Fission fragments, trans-uranics, and 238U

After a reactor has been operating for about 18 months, it is shut down for a period of time and the fuel rods are replaced. What remains of the old fuel rods is called nuclear waste. This waste is the product of a very large number of different nuclear processes, and contains many different isotopes. Most of these isotopes are radioactive. Some are fission fragments, elements like Ba and Kr; some are trans-uranic elements, produced when neutrons are absorbed by the 238U in the fuel rods.
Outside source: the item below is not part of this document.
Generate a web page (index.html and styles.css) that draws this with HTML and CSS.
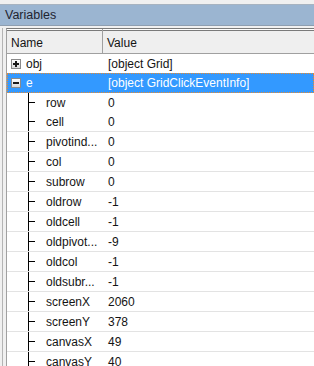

It is important to realize that 238U itself, that part of the fuel rods that has not undergone any nuclear reactions (and is only very slightly radioactive), is also a part of nuclear waste -- in fact a large part. Unless a chemical separation of the various elements in the fuel rods takes place, something that is not ordinarily done, the 238U remains mixed with the other radioactive elements, and, according to U.S. law, has to be stored or disposed of along with those elements.


The Test-ban Treaty

As an example of what happens to fission fragments, consider the 9035Br nucleus. It undergoes three quick beta decays (half-lives less than a few minutes) and ends up as 9038Sr. This strontium-90 has a half-life of 29 years, so it stays around. Strontium is chemically very similar to calcium, so if it is in the environment it can appear in the same places that calcium appears, such as in milk. When nuclear weapons were being tested in the atmosphere in the 1950s, strontium-90 was one of the components of the radioactive "fallout". Its presence in milk and other foods meant that it would be incorporated in children's bones and teeth. Citizen pressure eventually led to a ban on testing in the atmosphere, signed in 1963. Testing underground continued until recently.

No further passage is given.